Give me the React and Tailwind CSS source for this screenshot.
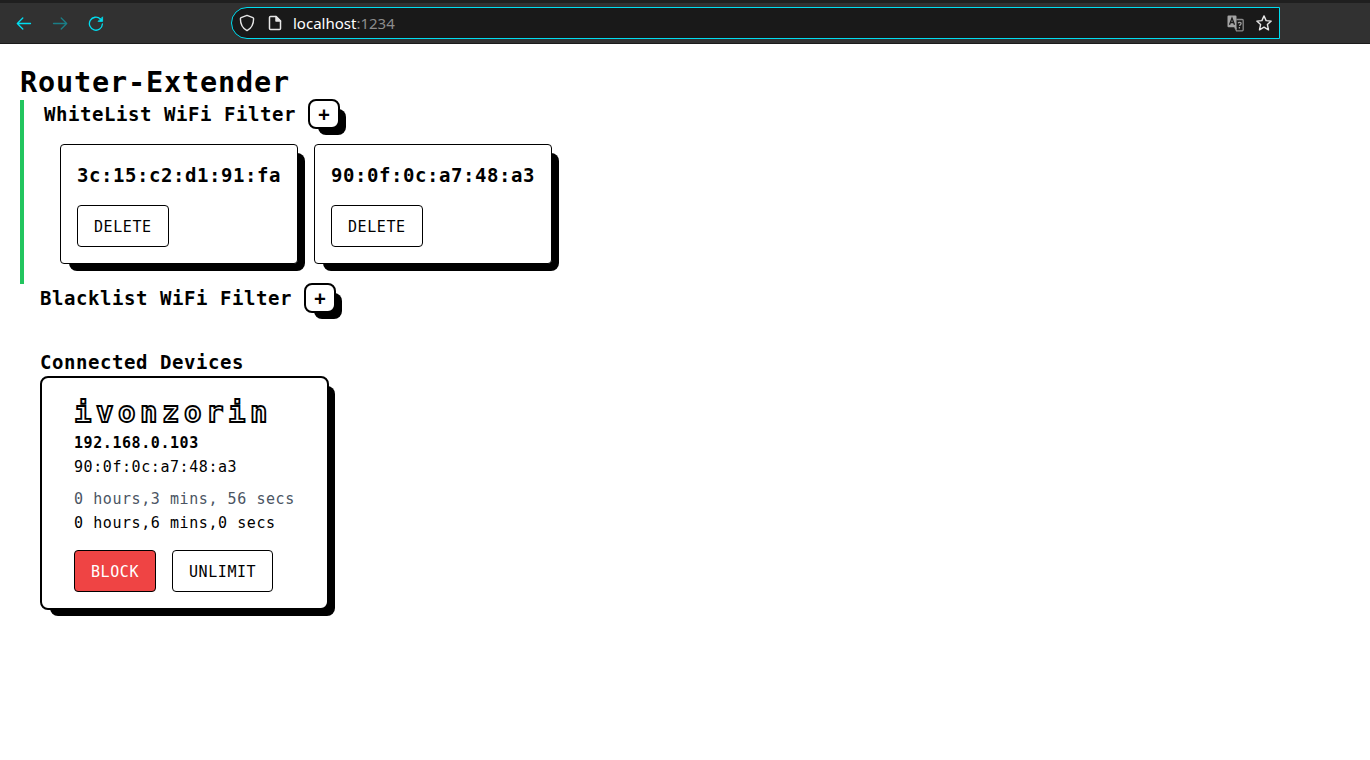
function BrowserBar() {
  return (
    <header className="flex h-11 items-center border-t-[3px] border-b border-t-[#1f1f1f] border-b-[#1b1b1b] bg-[#313131]">
      <div className="flex h-full w-[231px] shrink-0 items-center gap-5 pl-4 text-[#00ddf0]">
        <svg width="16" height="16" viewBox="0 0 16 16" fill="none" stroke="currentColor" strokeWidth="1.3" strokeLinecap="round" strokeLinejoin="round">
          <path d="M14.5 8.5H1.5M6.8 3L1.3 8.5l5.5 5.5" />
        </svg>
        <svg className="opacity-45" width="16" height="16" viewBox="0 0 16 16" fill="none" stroke="currentColor" strokeWidth="1.3" strokeLinecap="round" strokeLinejoin="round">
          <path d="M1.5 8.5h13M9.2 3L14.7 8.5l-5.5 5.5" />
        </svg>
        <svg width="16" height="16" viewBox="0 0 16 16" fill="none" stroke="currentColor" strokeWidth="1.3" strokeLinecap="round">
          <path d="M14.4 9A6.5 6.5 0 1 1 12.4 4" />
          <path d="M14.6 2.2v4.2H10.4z" fill="currentColor" strokeWidth="0.8" strokeLinejoin="round" />
        </svg>
      </div>
      <div className="flex h-8 w-[1049px] shrink-0 items-center rounded-l-full border border-[#00ddf0] bg-[#191919] pl-[7px] pr-[7px] text-[#e6e6e6]">
        <svg width="16" height="18" viewBox="0 0 16 18" fill="none" stroke="currentColor" strokeWidth="1.4" strokeLinejoin="round">
          <path d="M8 1.4l5.900 2.300c.5.200.7.500.7 1 0 5.200-1.700 9.300-6.600 11.900C3.100 14 1.400 9.900 1.400 4.700c0-.5.200-.8.700-1z" />
        </svg>
        <svg className="ml-3" width="16" height="16" viewBox="0 0 16 16" fill="none" stroke="currentColor" strokeWidth="1.5" strokeLinejoin="round">
          <path d="M3.500 1.500h5.500l4.500 4.500v7.500a1 1 0 0 1-1 1h-9a1 1 0 0 1-1-1v-11a1 1 0 0 1 1-1z" />
          <path d="M9 1.500v4.500h4.500z" fill="currentColor" />
        </svg>
        <span className="ml-[10px] font-['Noto_Sans',sans-serif] text-[15px] leading-5 text-white">
          localhost<span className="text-[#8c8c8c]">:1234</span>
        </span>
        <div className="ml-auto flex items-center gap-3">
          <svg width="17" height="17" viewBox="0 0 17 17">
            <path d="M9.5 4.5h5.700a1 1 0 0 1 1 1v9.300a1 1 0 0 1-1 1H9.500l-1.500-3" fill="none" stroke="#8a8a8a" strokeWidth="1.3" />
            <path d="M1.500.5h7a1 1 0 0 1 1 1v10.300l.4 3-2.900-2.500H1.500a1 1 0 0 1-1-1V1.500a1 1 0 0 1 1-1z" fill="#a3a3a3" />
            <path d="M2.500 9.700L5 3l2.500 6.700M3.400 7.500h3.200" fill="none" stroke="#191919" strokeWidth="1.3" />
            <path d="M11.200 8.300c.5-1.500 3-1.200 2.900.2 0 1-1.500 1.300-1.600 2.400M12.400 12.100v1.300" fill="none" stroke="#a0a0a0" strokeWidth="1.3" />
          </svg>
          <svg width="16" height="16" viewBox="0 0 16 16" fill="none" stroke="currentColor" strokeWidth="1.4" strokeLinejoin="round">
            <path d="M8 .9l2.100 4.700 5.100.5-3.800 3.500 1.100 5.200L8 12.200l-4.500 2.600 1.100-5.200L.8 6.100l5.100-.5z" />
          </svg>
        </div>
      </div>
    </header>
  );
}

function AddButton() {
  return (
    <div className="relative isolate ml-3 before:absolute before:-bottom-1.5 before:-right-1.5 before:left-2.5 before:top-2.5 before:-z-10 before:rounded-lg before:bg-black">
      <button className="flex h-[30px] w-8 items-center justify-center rounded-lg border-2 border-black bg-white text-[19px] font-bold leading-none">
        +
      </button>
    </div>
  );
}

function FilterHeading({ children }) {
  return (
    <div className="flex h-7 items-center">
      <h2 className="text-[19px] font-bold leading-7 tracking-[0.56px]">{children}</h2>
      <AddButton />
    </div>
  );
}

function Button({ children, className }) {
  return (
    <button className={`h-[42px] rounded border border-black px-4 pt-0.5 text-[15px] leading-6 tracking-[0.57px] ${className}`}>
      {children}
    </button>
  );
}

function AddressCard({ address }) {
  return (
    <div className="relative isolate w-[238px] before:absolute before:-bottom-[7px] before:-right-[7px] before:left-[9px] before:top-[9px] before:-z-10 before:rounded-lg before:bg-black">
      <div className="rounded border border-black bg-white p-4">
        <h3 className="whitespace-nowrap text-[19px] font-bold leading-7 tracking-[0.56px]">{address}</h3>
        <Button className="mt-4 block">DELETE</Button>
      </div>
    </div>
  );
}

function DeviceCard() {
  return (
    <div className="relative isolate w-[289px] before:absolute before:-bottom-1.5 before:-right-1.5 before:left-2.5 before:top-2.5 before:-z-10 before:rounded-lg before:bg-black">
      <div className="whitespace-nowrap rounded-lg border-2 border-black bg-white px-8 py-4 text-[15px] leading-6 tracking-[0.57px]">
        <h3 className="mb-px text-[29px] font-bold leading-9 tracking-[4.54px] text-white [-webkit-text-stroke:1.8px_#000]">ivonzorin</h3>
        <p className="font-bold">192.168.0.103</p>
        <p>90:0f:0c:a7:48:a3</p>
        <p className="mt-2 text-[#4b5563]">0 hours,3 mins, 56 secs</p>
        <p>0 hours,6 mins,0 secs</p>
        <div className="mt-[15px] flex gap-4">
          <Button className="bg-[#ef4444] text-white">BLOCK</Button>
          <Button className="bg-white">UNLIMIT</Button>
        </div>
      </div>
    </div>
  );
}

export default function App() {
  return (
    <div className="h-[760px] overflow-hidden bg-white font-['DejaVu_Sans_Mono',monospace] text-black">
      <BrowserBar />
      <main className="p-5">
        <h1 className="h-9 text-[28.5px] font-bold leading-[38px] tracking-[0.84px]">Router-Extender</h1>
        <section className="h-[184px] border-l-4 border-[#22c55e] pl-5">
          <FilterHeading>WhiteList WiFi Filter</FilterHeading>
          <div className="mt-4 flex gap-4 pl-4">
            <AddressCard address="3c:15:c2:d1:91:fa" />
            <AddressCard address="90:0f:0c:a7:48:a3" />
          </div>
        </section>
        <section className="h-16 pl-5">
          <FilterHeading>Blacklist WiFi Filter</FilterHeading>
        </section>
        <section className="pl-5">
          <h2 className="text-[19px] font-bold leading-7 tracking-[0.56px]">Connected Devices</h2>
          <DeviceCard />
        </section>
      </main>
    </div>
  );
}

> Direction
Copy every line of the data word for word, omitting the images.

> Finished exercise
Give me the React and Tailwind CSS source for this screenshot.
function BrowserBar() {
  return (
    <header className="flex h-11 items-center border-t-[3px] border-b border-t-[#1f1f1f] border-b-[#1b1b1b] bg-[#313131]">
      <div className="flex h-full w-[231px] shrink-0 items-center gap-5 pl-4 text-[#00ddf0]">
        <svg width="16" height="16" viewBox="0 0 16 16" fill="none" stroke="currentColor" strokeWidth="1.3" strokeLinecap="round" strokeLinejoin="round">
          <path d="M14.5 8.5H1.5M6.8 3L1.3 8.5l5.5 5.5" />
        </svg>
        <svg className="opacity-45" width="16" height="16" viewBox="0 0 16 16" fill="none" stroke="currentColor" strokeWidth="1.3" strokeLinecap="round" strokeLinejoin="round">
          <path d="M1.5 8.5h13M9.2 3L14.7 8.5l-5.5 5.5" />
        </svg>
        <svg width="16" height="16" viewBox="0 0 16 16" fill="none" stroke="currentColor" strokeWidth="1.3" strokeLinecap="round">
          <path d="M14.4 9A6.5 6.5 0 1 1 12.4 4" />
          <path d="M14.6 2.2v4.2H10.4z" fill="currentColor" strokeWidth="0.8" strokeLinejoin="round" />
        </svg>
      </div>
      <div className="flex h-8 w-[1049px] shrink-0 items-center rounded-l-full border border-[#00ddf0] bg-[#191919] pl-[7px] pr-[7px] text-[#e6e6e6]">
        <svg width="16" height="18" viewBox="0 0 16 18" fill="none" stroke="currentColor" strokeWidth="1.4" strokeLinejoin="round">
          <path d="M8 1.4l5.900 2.300c.5.200.7.500.7 1 0 5.200-1.700 9.300-6.600 11.900C3.100 14 1.400 9.900 1.400 4.700c0-.5.200-.8.700-1z" />
        </svg>
        <svg className="ml-3" width="16" height="16" viewBox="0 0 16 16" fill="none" stroke="currentColor" strokeWidth="1.5" strokeLinejoin="round">
          <path d="M3.500 1.500h5.500l4.500 4.500v7.500a1 1 0 0 1-1 1h-9a1 1 0 0 1-1-1v-11a1 1 0 0 1 1-1z" />
          <path d="M9 1.500v4.500h4.500z" fill="currentColor" />
        </svg>
        <span className="ml-[10px] font-['Noto_Sans',sans-serif] text-[15px] leading-5 text-white">
          localhost<span className="text-[#8c8c8c]">:1234</span>
        </span>
        <div className="ml-auto flex items-center gap-3">
          <svg width="17" height="17" viewBox="0 0 17 17">
            <path d="M9.5 4.5h5.700a1 1 0 0 1 1 1v9.300a1 1 0 0 1-1 1H9.500l-1.500-3" fill="none" stroke="#8a8a8a" strokeWidth="1.3" />
            <path d="M1.500.5h7a1 1 0 0 1 1 1v10.300l.4 3-2.900-2.500H1.500a1 1 0 0 1-1-1V1.500a1 1 0 0 1 1-1z" fill="#a3a3a3" />
            <path d="M2.500 9.700L5 3l2.500 6.700M3.400 7.500h3.200" fill="none" stroke="#191919" strokeWidth="1.3" />
            <path d="M11.200 8.300c.5-1.500 3-1.200 2.900.2 0 1-1.500 1.300-1.600 2.400M12.400 12.100v1.300" fill="none" stroke="#a0a0a0" strokeWidth="1.3" />
          </svg>
          <svg width="16" height="16" viewBox="0 0 16 16" fill="none" stroke="currentColor" strokeWidth="1.4" strokeLinejoin="round">
            <path d="M8 .9l2.100 4.700 5.100.5-3.800 3.500 1.100 5.200L8 12.200l-4.500 2.600 1.100-5.200L.8 6.100l5.100-.5z" />
          </svg>
        </div>
      </div>
    </header>
  );
}

function AddButton() {
  return (
    <div className="relative isolate ml-3 before:absolute before:-bottom-1.5 before:-right-1.5 before:left-2.5 before:top-2.5 before:-z-10 before:rounded-lg before:bg-black">
      <button className="flex h-[30px] w-8 items-center justify-center rounded-lg border-2 border-black bg-white text-[19px] font-bold leading-none">
        +
      </button>
    </div>
  );
}

function FilterHeading({ children }) {
  return (
    <div className="flex h-7 items-center">
      <h2 className="text-[19px] font-bold leading-7 tracking-[0.56px]">{children}</h2>
      <AddButton />
    </div>
  );
}

function Button({ children, className }) {
  return (
    <button className={`h-[42px] rounded border border-black px-4 pt-0.5 text-[15px] leading-6 tracking-[0.57px] ${className}`}>
      {children}
    </button>
  );
}

function AddressCard({ address }) {
  return (
    <div className="relative isolate w-[238px] before:absolute before:-bottom-[7px] before:-right-[7px] before:left-[9px] before:top-[9px] before:-z-10 before:rounded-lg before:bg-black">
      <div className="rounded border border-black bg-white p-4">
        <h3 className="whitespace-nowrap text-[19px] font-bold leading-7 tracking-[0.56px]">{address}</h3>
        <Button className="mt-4 block">DELETE</Button>
      </div>
    </div>
  );
}

function DeviceCard() {
  return (
    <div className="relative isolate w-[289px] before:absolute before:-bottom-1.5 before:-right-1.5 before:left-2.5 before:top-2.5 before:-z-10 before:rounded-lg before:bg-black">
      <div className="whitespace-nowrap rounded-lg border-2 border-black bg-white px-8 py-4 text-[15px] leading-6 tracking-[0.57px]">
        <h3 className="mb-px text-[29px] font-bold leading-9 tracking-[4.54px] text-white [-webkit-text-stroke:1.8px_#000]">ivonzorin</h3>
        <p className="font-bold">192.168.0.103</p>
        <p>90:0f:0c:a7:48:a3</p>
        <p className="mt-2 text-[#4b5563]">0 hours,3 mins, 56 secs</p>
        <p>0 hours,6 mins,0 secs</p>
        <div className="mt-[15px] flex gap-4">
          <Button className="bg-[#ef4444] text-white">BLOCK</Button>
          <Button className="bg-white">UNLIMIT</Button>
        </div>
      </div>
    </div>
  );
}

export default function App() {
  return (
    <div className="h-[760px] overflow-hidden bg-white font-['DejaVu_Sans_Mono',monospace] text-black">
      <BrowserBar />
      <main className="p-5">
        <h1 className="h-9 text-[28.5px] font-bold leading-[38px] tracking-[0.84px]">Router-Extender</h1>
        <section className="h-[184px] border-l-4 border-[#22c55e] pl-5">
          <FilterHeading>WhiteList WiFi Filter</FilterHeading>
          <div className="mt-4 flex gap-4 pl-4">
            <AddressCard address="3c:15:c2:d1:91:fa" />
            <AddressCard address="90:0f:0c:a7:48:a3" />
          </div>
        </section>
        <section className="h-16 pl-5">
          <FilterHeading>Blacklist WiFi Filter</FilterHeading>
        </section>
        <section className="pl-5">
          <h2 className="text-[19px] font-bold leading-7 tracking-[0.56px]">Connected Devices</h2>
          <DeviceCard />
        </section>
      </main>
    </div>
  );
}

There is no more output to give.